Adjusting your range for timing, condition, and concessions
Even within the same neighborhood, timing can shift pricing. A comp that closed recently may have gone under contract weeks earlier under different conditions. That’s why it helps to look at multiple data points: list-to-sale ratios, the frequency of price cuts, and whether buyers are asking for concessions such as rate buydowns, repair credits, or closing cost help.
Condition adjustments are also where estimates often drift. Two homes with the same square footage can sell for very different prices if one has a new roof, updated electrical, and modern finishes while the other needs significant work. If you’re not sure how to quantify updates, focus on observable, market-relevant categories (systems, kitchens/baths, windows, insulation, permitted finished space) and be conservative about how much value upgrades add unless comps clearly show buyers paying for them.
Putting it together: a practical pricing workflow
To estimate what your Denver home could sell for, start with 3–6 strong comps that closed recently and are genuinely similar. Create a price-per-square-foot reference, then adjust based on features that consistently affect value in your micro-area (parking, basement finish quality, lot utility, and overall condition).
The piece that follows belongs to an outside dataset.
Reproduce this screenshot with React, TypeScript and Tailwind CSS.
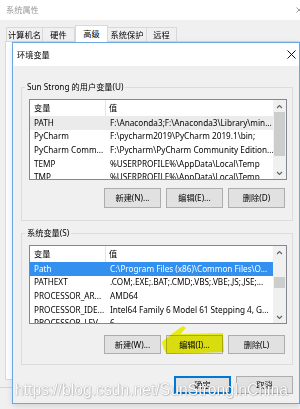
import React from "react"

type Row = { name: string; value: string }

const userRows: Row[] = [
  { name: "PATH", value: "F:\\Anaconda3;F:\\Anaconda3\\Library\\min..." },
  { name: "PyCharm", value: "F:\\pycharm2019\\PyCharm 2019.1\\bin;" },
  { name: "PyCharm Comm...", value: "F:\\Pycharm\\PyCharm Community Edition..." },
  { name: "TEMP", value: "%USERPROFILE%\\AppData\\Local\\Temp" },
  { name: "TMP", value: "%USERPROFILE%\\AppData\\Local\\Temp" },
]

const sysRows: Row[] = [
  { name: "Path", value: "C:\\Program Files (x86)\\Common Files\\O..." },
  { name: "PATHEXT", value: ".COM;.EXE;.BAT;.CMD;.VBS;.VBE;.JS;.JSE;..." },
  { name: "PROCESSOR_AR...", value: "AMD64" },
  { name: "PROCESSOR_IDE...", value: "Intel64 Family 6 Model 61 Stepping 4, G..." },
  { name: "PROCESSOR_LEV...", value: "6" },
]

const tabs = [
  { label: "计算机名", w: "w-[37px]" },
  { label: "硬件", w: "w-[32px]" },
  { label: "高级", w: "w-[33px]", active: true },
  { label: "系统保护", w: "w-[39px]" },
  { label: "远程", w: "w-[30px]" },
]

function Chevron({ up }: { up?: boolean }) {
  return (
    <svg width="7" height="5" viewBox="0 0 7 5" className="block">
      <polyline
        points={up ? "1,4 3.5,1.5 6,4" : "1,1 3.5,3.5 6,1"}
        fill="none"
        stroke="#606060"
        strokeWidth="1.1"
      />
    </svg>
  )
}

function Btn({ label, focused }: { label: string; focused?: boolean }) {
  return (
    <div
      className={
        "flex h-full w-[57px] items-center justify-center bg-[#e1e1e1] text-black border " +
        (focused ? "border-[#0078d7] shadow-[inset_0_0_0_1px_#0078d7]" : "border-[#adadad]")
      }
    >
      {label}
    </div>
  )
}

function VarList({
  rows,
  size,
  active,
  thumbClass,
}: {
  rows: Row[]
  size: string
  active?: boolean
  thumbClass: string
}) {
  return (
    <div className={"ml-[7px] flex w-[258px] border border-[#828790] bg-white " + size}>
      <div className="flex min-w-0 flex-1 flex-col overflow-hidden">
        <div className="flex h-[16px] shrink-0 items-center">
          <div className="flex h-full w-[76px] items-center border-r border-[#e5e5e5] pl-[4px]">变量</div>
          <div className="pl-[3px]">值</div>
        </div>
        {rows.map((r, i) => {
          const sel = i === 0
          return (
            <div
              key={r.name}
              className={
                "flex h-[13.6px] shrink-0 items-center whitespace-nowrap " +
                (sel ? (active ? "bg-[#3390ef] text-white" : "bg-[#ebebeb]") : "")
              }
            >
              <div className="w-[77px] shrink-0 overflow-hidden pl-[4px]">{r.name}</div>
              <div className="overflow-hidden pl-[3px]">{r.value}</div>
            </div>
          )
        })}
      </div>
      <div className="flex w-[13px] shrink-0 flex-col bg-[#f0f0f0]">
        <div className="flex h-[12px] items-center justify-center">
          <Chevron up />
        </div>
        <div className="flex-1">
          <div className={"mx-[1px] bg-[#cdcdcd] " + thumbClass} />
        </div>
        <div className="flex h-[12px] items-center justify-center">
          <Chevron />
        </div>
      </div>
    </div>
  )
}

export default function App() {
  return (
    <div className="relative h-[409px] w-[300px] overflow-hidden bg-[#f0f0f0] font-['Noto_Sans','Noto_Sans_CJK_SC',sans-serif] text-[8.2px] leading-[12px] text-black">
      {/* 系统属性 window behind */}
      <div className="flex h-[20px] items-center justify-between bg-white pl-[6px] text-[#9a9a9a]">
        <span>系统属性</span>
        <svg width="6" height="6" viewBox="0 0 6 6" className="-mr-[2px]">
          <path d="M0.5 0.5 L5.5 5.5 M5.5 0.5 L0.5 5.5" stroke="#9a9a9a" strokeWidth="1" />
        </svg>
      </div>
      <div className="flex h-[21px] items-end pl-[6px]">
        {tabs.map((t) =>
          t.active ? (
            <div
              key={t.label}
              className={
                "relative z-10 -mb-[1px] flex h-[17px] items-center justify-center border border-b-0 border-[#d9d9d9] bg-white " +
                t.w
              }
            >
              {t.label}
            </div>
          ) : (
            <div
              key={t.label}
              className={
                "flex h-[14px] items-center justify-center border border-b-0 border-l-0 border-[#d9d9d9] bg-[#f0f0f0] first:border-l " +
                t.w
              }
            >
              {t.label}
            </div>
          )
        )}
      </div>
      <div className="ml-[5px] h-[339px] border border-[#d9d9d9] bg-white" />
      <div className="mt-[7px] border-t border-[#d4d4d4]" />

      {/* 环境变量 dialog */}
      <div className="absolute left-[12px] top-[42px] flex h-[362px] w-[288px] flex-col border border-[#6aa6df] bg-[#f0f0f0] shadow-[0_2px_6px_rgba(0,0,0,0.12)]">
        <div className="flex h-[23px] shrink-0 items-center justify-between bg-white pl-[4px] pr-[3px]">
          <span>环境变量</span>
          <svg width="9" height="9" viewBox="0 0 9 9">
            <path d="M0.5 0.5 L8.5 8.5 M8.5 0.5 L0.5 8.5" stroke="#111" strokeWidth="1" />
          </svg>
        </div>

        <div className="flex flex-col pl-[8px]">
          <fieldset className="mt-[15px] w-[272px] border border-[#dcdcdc] pb-[12px]">
            <legend className="ml-[3px] px-[2px] leading-[12px]">Sun Strong 的用户变量(U)</legend>
            <div className="mt-[6px]">
              <VarList rows={userRows} size="h-[81px]" thumbClass="h-[44px]" />
            </div>
            <div className="mt-[8px] flex h-[20px] justify-end gap-[5px] pr-[7px]">
              <Btn label="新建(N)..." />
              <Btn label="编辑(E)..." />
              <Btn label="删除(D)" />
            </div>
          </fieldset>

          <fieldset className="mt-[6px] w-[272px] border border-[#dcdcdc] pb-[10px]">
            <legend className="ml-[3px] px-[2px] leading-[12px]">系统变量(S)</legend>
            <div className="mt-[6px]">
              <VarList rows={sysRows} size="h-[79px]" active thumbClass="mt-[19px] h-[11px]" />
            </div>
            <div className="mt-[11px] flex h-[19px] justify-end gap-[5px] pr-[7px]">
              <Btn label="新建(W)..." />
              <Btn label="编辑(I)..." />
              <Btn label="删除(L)" />
            </div>
          </fieldset>
        </div>

        <div className="mt-[11px] flex h-[18px] justify-end gap-[5px] pr-[6px]">
          <Btn label="确定" focused />
          <Btn label="取消" />
        </div>
      </div>

      {/* yellow marker over 编辑(I) */}
      <svg className="pointer-events-none absolute left-0 top-0 mix-blend-multiply" width="300" height="409">
        <path
          d="M162 342 C169 336 177 330 183 326 L186 328 C184 330 182 332 181 334 L223 333 L224 352 L167 354 C164 351 163 347 162 342 Z"
          fill="#f6fa10"
        />
      </svg>

      {/* watermark */}
      <div className="pointer-events-none absolute left-[15px] top-[382px] whitespace-nowrap font-['Liberation_Sans',Arial,sans-serif] text-[15.7px] leading-[16px] text-white [text-shadow:0_0_1px_rgba(0,0,0,0.45),1px_1px_1px_rgba(0,0,0,0.15)]">
        https://blog.csdn.net/SunStrongInChina
      </div>
    </div>
  )
}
Next, compare your draft range against homes for sale in the area to see whether you’d be priced as a clear “better value,” a “like-for-like,” or a “premium option.”
Finally, sanity-check your range using at least one online estimator and, if the decision is high-stakes, consider a professional appraisal or a detailed CMA. No single method is perfect, but when comps, active competition, and costs all point to a similar range, you’re usually close to what the market is willing to pay.
A Denver sale price estimate is most credible when it is grounded in recent closed sales, refined by today’s active competition, and adjusted for your home’s condition and likely concessions. Treat the result as a range, not a single number, and revisit it if comparable sales or local inventory shifts meaningfully before you list or negotiate.